:: The problem ::
Extract every line that contains the word "index".

--------------------------------

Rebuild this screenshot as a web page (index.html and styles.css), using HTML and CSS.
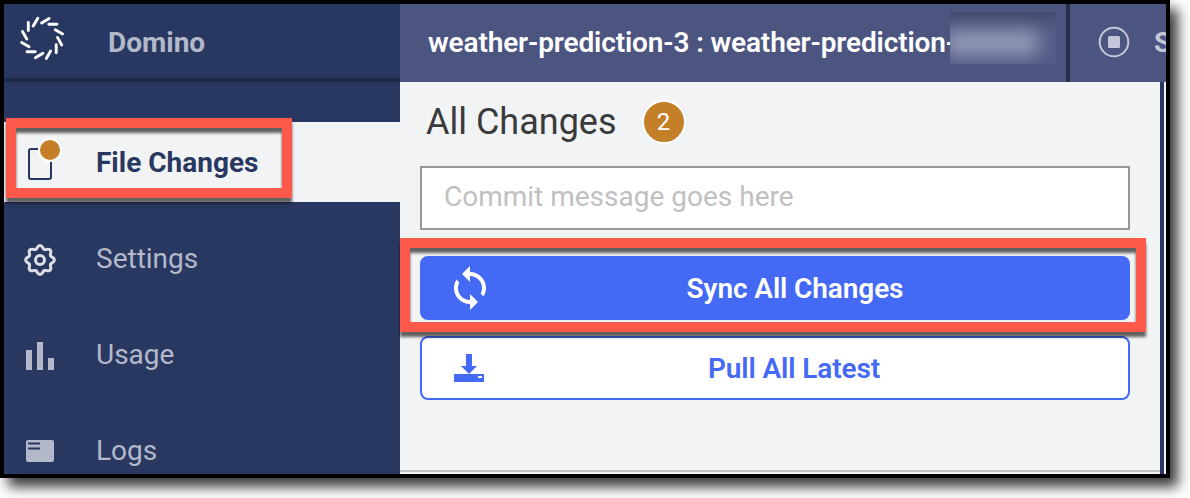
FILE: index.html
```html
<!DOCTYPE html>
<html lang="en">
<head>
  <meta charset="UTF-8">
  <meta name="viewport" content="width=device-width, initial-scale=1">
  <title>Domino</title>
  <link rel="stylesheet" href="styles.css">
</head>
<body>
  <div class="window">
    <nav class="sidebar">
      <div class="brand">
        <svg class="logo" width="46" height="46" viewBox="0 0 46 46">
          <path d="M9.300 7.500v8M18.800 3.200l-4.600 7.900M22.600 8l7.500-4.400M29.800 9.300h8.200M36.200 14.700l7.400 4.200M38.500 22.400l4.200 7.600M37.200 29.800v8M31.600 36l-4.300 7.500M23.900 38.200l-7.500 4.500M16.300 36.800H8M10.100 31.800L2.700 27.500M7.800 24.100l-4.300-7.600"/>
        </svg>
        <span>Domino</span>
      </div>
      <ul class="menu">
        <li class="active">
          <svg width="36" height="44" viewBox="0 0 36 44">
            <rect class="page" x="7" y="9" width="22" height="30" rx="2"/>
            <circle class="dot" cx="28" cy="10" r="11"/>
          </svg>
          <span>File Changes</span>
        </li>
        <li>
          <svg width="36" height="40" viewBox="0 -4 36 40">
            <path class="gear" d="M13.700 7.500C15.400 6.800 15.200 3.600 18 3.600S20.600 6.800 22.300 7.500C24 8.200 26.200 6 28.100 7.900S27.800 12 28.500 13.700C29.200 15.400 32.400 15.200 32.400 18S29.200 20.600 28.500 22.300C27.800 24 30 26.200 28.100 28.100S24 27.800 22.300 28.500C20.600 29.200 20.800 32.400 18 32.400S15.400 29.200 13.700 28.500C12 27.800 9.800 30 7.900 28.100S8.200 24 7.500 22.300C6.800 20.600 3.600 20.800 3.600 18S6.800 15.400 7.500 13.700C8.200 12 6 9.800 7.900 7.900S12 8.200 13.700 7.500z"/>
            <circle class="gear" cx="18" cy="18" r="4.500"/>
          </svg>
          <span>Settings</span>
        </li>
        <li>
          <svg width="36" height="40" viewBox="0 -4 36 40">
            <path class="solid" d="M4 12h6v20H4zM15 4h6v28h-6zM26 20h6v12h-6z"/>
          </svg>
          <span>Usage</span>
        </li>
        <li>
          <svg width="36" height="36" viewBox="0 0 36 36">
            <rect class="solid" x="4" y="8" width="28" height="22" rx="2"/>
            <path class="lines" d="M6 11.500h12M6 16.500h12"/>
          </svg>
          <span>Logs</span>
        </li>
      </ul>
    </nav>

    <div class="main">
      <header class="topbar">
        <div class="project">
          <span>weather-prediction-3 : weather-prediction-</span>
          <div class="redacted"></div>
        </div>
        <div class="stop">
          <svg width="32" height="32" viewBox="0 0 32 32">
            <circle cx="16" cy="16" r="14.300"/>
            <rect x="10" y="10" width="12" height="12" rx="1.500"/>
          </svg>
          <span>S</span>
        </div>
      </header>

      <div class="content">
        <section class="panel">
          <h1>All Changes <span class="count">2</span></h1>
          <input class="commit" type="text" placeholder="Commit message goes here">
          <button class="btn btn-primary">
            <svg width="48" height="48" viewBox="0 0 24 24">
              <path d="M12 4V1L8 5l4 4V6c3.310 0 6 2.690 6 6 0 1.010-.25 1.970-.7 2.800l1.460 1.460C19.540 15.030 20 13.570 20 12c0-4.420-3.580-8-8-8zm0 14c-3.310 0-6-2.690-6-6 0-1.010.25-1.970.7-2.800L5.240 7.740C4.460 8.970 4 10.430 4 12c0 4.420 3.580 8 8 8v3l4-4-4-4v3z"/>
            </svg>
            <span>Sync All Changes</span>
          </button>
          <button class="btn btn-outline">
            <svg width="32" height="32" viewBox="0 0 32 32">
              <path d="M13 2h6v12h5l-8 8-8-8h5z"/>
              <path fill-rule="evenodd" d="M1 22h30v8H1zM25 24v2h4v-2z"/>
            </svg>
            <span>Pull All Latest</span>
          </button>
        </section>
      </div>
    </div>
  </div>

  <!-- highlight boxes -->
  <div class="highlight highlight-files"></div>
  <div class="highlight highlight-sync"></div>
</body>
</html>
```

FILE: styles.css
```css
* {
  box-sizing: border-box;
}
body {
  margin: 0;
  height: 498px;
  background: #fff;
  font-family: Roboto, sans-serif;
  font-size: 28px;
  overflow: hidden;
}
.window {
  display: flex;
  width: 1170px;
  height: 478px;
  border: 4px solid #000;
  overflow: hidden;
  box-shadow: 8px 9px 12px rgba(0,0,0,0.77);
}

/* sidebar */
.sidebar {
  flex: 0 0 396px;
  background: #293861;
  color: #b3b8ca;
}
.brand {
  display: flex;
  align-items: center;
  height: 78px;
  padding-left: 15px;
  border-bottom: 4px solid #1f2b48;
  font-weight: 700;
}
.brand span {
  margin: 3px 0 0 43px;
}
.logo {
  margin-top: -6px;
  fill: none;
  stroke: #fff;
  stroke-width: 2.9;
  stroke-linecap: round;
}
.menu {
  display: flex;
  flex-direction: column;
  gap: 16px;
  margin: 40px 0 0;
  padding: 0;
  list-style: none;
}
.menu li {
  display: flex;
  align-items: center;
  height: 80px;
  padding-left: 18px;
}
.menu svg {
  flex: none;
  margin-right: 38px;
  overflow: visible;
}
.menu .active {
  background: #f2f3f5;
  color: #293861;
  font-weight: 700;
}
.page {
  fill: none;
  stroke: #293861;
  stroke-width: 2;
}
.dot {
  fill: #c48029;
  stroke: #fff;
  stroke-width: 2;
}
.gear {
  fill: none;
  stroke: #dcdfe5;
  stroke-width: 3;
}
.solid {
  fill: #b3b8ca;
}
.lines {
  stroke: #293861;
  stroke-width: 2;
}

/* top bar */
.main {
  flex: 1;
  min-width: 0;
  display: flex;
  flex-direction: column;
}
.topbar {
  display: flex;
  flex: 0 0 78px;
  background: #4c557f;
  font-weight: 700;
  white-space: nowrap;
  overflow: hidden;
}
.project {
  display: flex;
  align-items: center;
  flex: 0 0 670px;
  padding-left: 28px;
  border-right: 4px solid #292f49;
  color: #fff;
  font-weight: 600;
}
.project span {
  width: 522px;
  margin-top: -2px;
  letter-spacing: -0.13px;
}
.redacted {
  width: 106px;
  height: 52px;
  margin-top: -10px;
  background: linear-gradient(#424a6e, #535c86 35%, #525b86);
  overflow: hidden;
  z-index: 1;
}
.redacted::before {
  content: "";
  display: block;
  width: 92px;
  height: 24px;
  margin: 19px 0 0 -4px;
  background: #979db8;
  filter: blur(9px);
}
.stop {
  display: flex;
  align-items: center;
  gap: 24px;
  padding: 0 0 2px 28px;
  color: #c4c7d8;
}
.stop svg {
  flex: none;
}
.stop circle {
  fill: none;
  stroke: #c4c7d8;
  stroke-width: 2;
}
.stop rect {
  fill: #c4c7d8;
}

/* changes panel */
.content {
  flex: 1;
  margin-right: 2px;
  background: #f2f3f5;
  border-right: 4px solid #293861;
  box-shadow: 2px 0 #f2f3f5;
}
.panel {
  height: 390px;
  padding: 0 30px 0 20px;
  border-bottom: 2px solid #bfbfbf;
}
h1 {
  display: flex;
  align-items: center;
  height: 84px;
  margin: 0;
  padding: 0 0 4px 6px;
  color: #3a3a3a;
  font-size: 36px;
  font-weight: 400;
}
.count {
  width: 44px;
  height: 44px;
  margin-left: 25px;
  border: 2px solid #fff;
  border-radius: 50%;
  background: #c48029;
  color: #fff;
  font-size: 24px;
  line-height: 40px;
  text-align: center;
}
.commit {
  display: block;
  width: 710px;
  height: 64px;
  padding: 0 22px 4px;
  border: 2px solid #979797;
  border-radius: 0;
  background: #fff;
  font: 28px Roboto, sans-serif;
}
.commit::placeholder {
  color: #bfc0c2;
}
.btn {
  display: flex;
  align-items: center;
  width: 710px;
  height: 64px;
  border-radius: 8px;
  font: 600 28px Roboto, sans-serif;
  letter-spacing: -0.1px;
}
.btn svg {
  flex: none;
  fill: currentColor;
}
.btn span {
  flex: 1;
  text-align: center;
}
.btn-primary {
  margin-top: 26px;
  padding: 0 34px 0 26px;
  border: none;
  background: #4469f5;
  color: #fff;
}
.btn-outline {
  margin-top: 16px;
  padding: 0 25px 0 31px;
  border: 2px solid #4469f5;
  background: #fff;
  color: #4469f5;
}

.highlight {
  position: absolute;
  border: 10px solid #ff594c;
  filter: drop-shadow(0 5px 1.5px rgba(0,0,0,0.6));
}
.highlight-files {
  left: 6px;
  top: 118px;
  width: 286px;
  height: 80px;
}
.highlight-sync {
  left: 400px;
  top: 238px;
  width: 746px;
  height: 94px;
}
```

--------------------------------

:: Exercise solution ::
Rebuild this screenshot as a web page (index.html and styles.css), using HTML and CSS.
FILE: index.html
  z-index: 1;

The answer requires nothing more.